▶ [AIM]:
Without the pictures, return all of the material exactly as written.

** begin DATASET EXCERPT **

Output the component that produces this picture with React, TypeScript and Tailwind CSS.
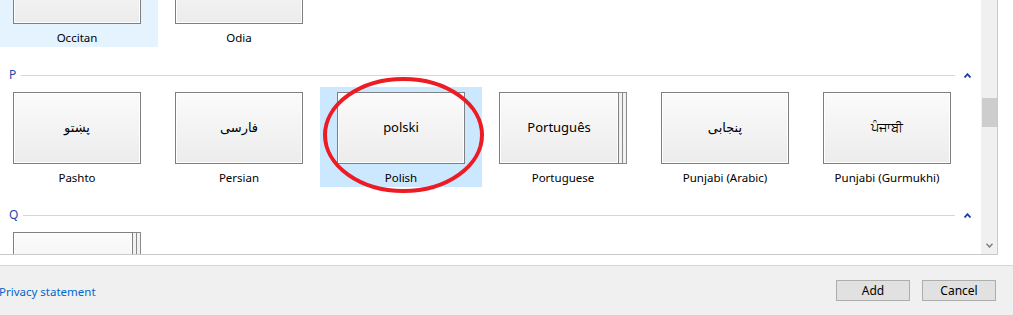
import React from "react";

type Lang = { native: string; name: string; stack?: boolean; state?: "hover" | "selected" };

const TOP: Lang[] = [
  { native: "", name: "Occitan", state: "hover" },
  { native: "", name: "Odia" },
];

const P_ROW: Lang[] = [
  { native: "پښتو", name: "Pashto" },
  { native: "فارسی", name: "Persian" },
  { native: "polski", name: "Polish", state: "selected" },
  { native: "Português", name: "Portuguese", stack: true },
  { native: "پنجابی", name: "Punjabi (Arabic)" },
  { native: "ਪੰਜਾਬੀ", name: "Punjabi (Gurmukhi)" },
];

const Q_ROW: Lang[] = [{ native: "", name: "", stack: true }];

function Tile({ lang }: { lang: Lang }) {
  const bg =
    lang.state === "selected" ? "bg-[#cce8ff]" : lang.state === "hover" ? "bg-[#e5f3ff]" : "bg-transparent";
  return (
    <div className={`w-[162px] h-[100px] shrink-0 px-[17px] pt-[5px] flex flex-col items-center ${bg}`}>
      <div className="flex w-[128px] h-[72px]">
        <div
          className={`${lang.stack ? "w-[120px]" : "w-[128px]"} h-full border border-[#7f7f7f] bg-gradient-to-b from-[#fbfbfb] to-[#ececec] shadow-[inset_0_0_0_1px_#ffffff] flex items-center justify-center text-[13px] text-black`}
        >
          {lang.native}
        </div>
        {lang.stack && (
          <>
            <div className="w-[4px] h-full border-y border-r border-[#8a8a8a] bg-[#f2f2f2]" />
            <div className="w-[4px] h-full border-y border-r border-[#8a8a8a] bg-[#f2f2f2]" />
          </>
        )}
      </div>
      <div className="mt-[6px] h-[16px] leading-[16px] text-[11.5px] text-black">{lang.name}</div>
    </div>
  );
}

function Row({ items }: { items: Lang[] }) {
  return (
    <div className="flex -ml-[4px]">
      {items.map((l, i) => (
        <Tile key={i} lang={l} />
      ))}
    </div>
  );
}

function Header({ letter }: { letter: string }) {
  return (
    <div className="flex items-center h-[16px] mt-[20px] mb-[4px] pl-[9px] pr-[10px]">
      <span className="text-[12px] leading-[16px] text-[#1c48b0]">{letter}</span>
      <div className="flex-1 h-px bg-[#cdd7e6] ml-[5px] mr-[9px]" />
      <svg width="7" height="5" viewBox="0 0 7 5">
        <path d="M0.5 4.5 L3.5 1.2 L6.5 4.5" fill="none" stroke="#173d9e" strokeWidth="1.8" />
      </svg>
    </div>
  );
}

export default function App() {
  return (
    <div
      className="relative w-[1013px] h-[315px] bg-white overflow-hidden"
      style={{ fontFamily: '"Noto Sans", "DejaVu Sans", sans-serif' }}
    >
      <div className="flex w-[998px] h-[255px] border-r border-b border-[#c9c9c9]">
        <div className="w-[981px] h-[254px] overflow-hidden">
          <div className="-mt-[53px]">
            <Row items={TOP} />
            <Header letter="P" />
            <Row items={P_ROW} />
            <Header letter="Q" />
            <Row items={Q_ROW} />
          </div>
        </div>
        <div className="w-[16px] h-[254px] bg-[#f0f0f0] flex flex-col items-center">
          <div className="w-[15px] h-[29px] mt-[98px] bg-[#cdcdcd]" />
          <svg className="mt-auto mb-[6px]" width="7" height="5" viewBox="0 0 7 5">
            <path d="M0.5 0.8 L3.5 4 L6.5 0.8" fill="none" stroke="#7a7a7a" strokeWidth="1.4" />
          </svg>
        </div>
      </div>

      <div className="mt-[10px] h-[50px] border-t border-[#d6d6d6] bg-[#f0f0f0] flex items-center pr-[17px]">
        <span className="-ml-[1px] mt-[2px] text-[11.5px] text-[#0066cc]">Privacy statement</span>
        <div className="ml-auto flex gap-[12px]">
          <button className="w-[74px] h-[21px] bg-[#e1e1e1] border border-[#adadad] text-[12px] text-black leading-none">
            Add
          </button>
          <button className="w-[74px] h-[21px] bg-[#e1e1e1] border border-[#adadad] text-[12px] text-black leading-none">
            Cancel
          </button>
        </div>
      </div>

      <svg className="absolute left-[321px] top-[75px] pointer-events-none" width="166" height="122" viewBox="0 0 166 122">
        <ellipse cx="82.5" cy="60" rx="78.5" ry="56" fill="none" stroke="#ed1c24" strokeWidth="4" />
      </svg>
    </div>
  );
}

** end DATASET EXCERPT **

▶ [THE SOLUTION]:
Output the component that produces this picture with React, TypeScript and Tailwind CSS.
import React from "react";

type Lang = { native: string; name: string; stack?: boolean; state?: "hover" | "selected" };

const TOP: Lang[] = [
  { native: "", name: "Occitan", state: "hover" },
  { native: "", name: "Odia" },
];

const P_ROW: Lang[] = [
  { native: "پښتو", name: "Pashto" },
  { native: "فارسی", name: "Persian" },
  { native: "polski", name: "Polish", state: "selected" },
  { native: "Português", name: "Portuguese", stack: true },
  { native: "پنجابی", name: "Punjabi (Arabic)" },
  { native: "ਪੰਜਾਬੀ", name: "Punjabi (Gurmukhi)" },
];

const Q_ROW: Lang[] = [{ native: "", name: "", stack: true }];

function Tile({ lang }: { lang: Lang }) {
  const bg =
    lang.state === "selected" ? "bg-[#cce8ff]" : lang.state === "hover" ? "bg-[#e5f3ff]" : "bg-transparent";
  return (
    <div className={`w-[162px] h-[100px] shrink-0 px-[17px] pt-[5px] flex flex-col items-center ${bg}`}>
      <div className="flex w-[128px] h-[72px]">
        <div
          className={`${lang.stack ? "w-[120px]" : "w-[128px]"} h-full border border-[#7f7f7f] bg-gradient-to-b from-[#fbfbfb] to-[#ececec] shadow-[inset_0_0_0_1px_#ffffff] flex items-center justify-center text-[13px] text-black`}
        >
          {lang.native}
        </div>
        {lang.stack && (
          <>
            <div className="w-[4px] h-full border-y border-r border-[#8a8a8a] bg-[#f2f2f2]" />
            <div className="w-[4px] h-full border-y border-r border-[#8a8a8a] bg-[#f2f2f2]" />
          </>
        )}
      </div>
      <div className="mt-[6px] h-[16px] leading-[16px] text-[11.5px] text-black">{lang.name}</div>
    </div>
  );
}

function Row({ items }: { items: Lang[] }) {
  return (
    <div className="flex -ml-[4px]">
      {items.map((l, i) => (
        <Tile key={i} lang={l} />
      ))}
    </div>
  );
}

function Header({ letter }: { letter: string }) {
  return (
    <div className="flex items-center h-[16px] mt-[20px] mb-[4px] pl-[9px] pr-[10px]">
      <span className="text-[12px] leading-[16px] text-[#1c48b0]">{letter}</span>
      <div className="flex-1 h-px bg-[#cdd7e6] ml-[5px] mr-[9px]" />
      <svg width="7" height="5" viewBox="0 0 7 5">
        <path d="M0.5 4.5 L3.5 1.2 L6.5 4.5" fill="none" stroke="#173d9e" strokeWidth="1.8" />
      </svg>
    </div>
  );
}

export default function App() {
  return (
    <div
      className="relative w-[1013px] h-[315px] bg-white overflow-hidden"
      style={{ fontFamily: '"Noto Sans", "DejaVu Sans", sans-serif' }}
    >
      <div className="flex w-[998px] h-[255px] border-r border-b border-[#c9c9c9]">
        <div className="w-[981px] h-[254px] overflow-hidden">
          <div className="-mt-[53px]">
            <Row items={TOP} />
            <Header letter="P" />
            <Row items={P_ROW} />
            <Header letter="Q" />
            <Row items={Q_ROW} />
          </div>
        </div>
        <div className="w-[16px] h-[254px] bg-[#f0f0f0] flex flex-col items-center">
          <div className="w-[15px] h-[29px] mt-[98px] bg-[#cdcdcd]" />
          <svg className="mt-auto mb-[6px]" width="7" height="5" viewBox="0 0 7 5">
            <path d="M0.5 0.8 L3.5 4 L6.5 0.8" fill="none" stroke="#7a7a7a" strokeWidth="1.4" />
          </svg>
        </div>
      </div>

      <div className="mt-[10px] h-[50px] border-t border-[#d6d6d6] bg-[#f0f0f0] flex items-center pr-[17px]">
        <span className="-ml-[1px] mt-[2px] text-[11.5px] text-[#0066cc]">Privacy statement</span>
        <div className="ml-auto flex gap-[12px]">
          <button className="w-[74px] h-[21px] bg-[#e1e1e1] border border-[#adadad] text-[12px] text-black leading-none">
            Add
          </button>
          <button className="w-[74px] h-[21px] bg-[#e1e1e1] border border-[#adadad] text-[12px] text-black leading-none">
            Cancel
          </button>
        </div>
      </div>

      <svg className="absolute left-[321px] top-[75px] pointer-events-none" width="166" height="122" viewBox="0 0 166 122">
        <ellipse cx="82.5" cy="60" rx="78.5" ry="56" fill="none" stroke="#ed1c24" strokeWidth="4" />
      </svg>
    </div>
  );
}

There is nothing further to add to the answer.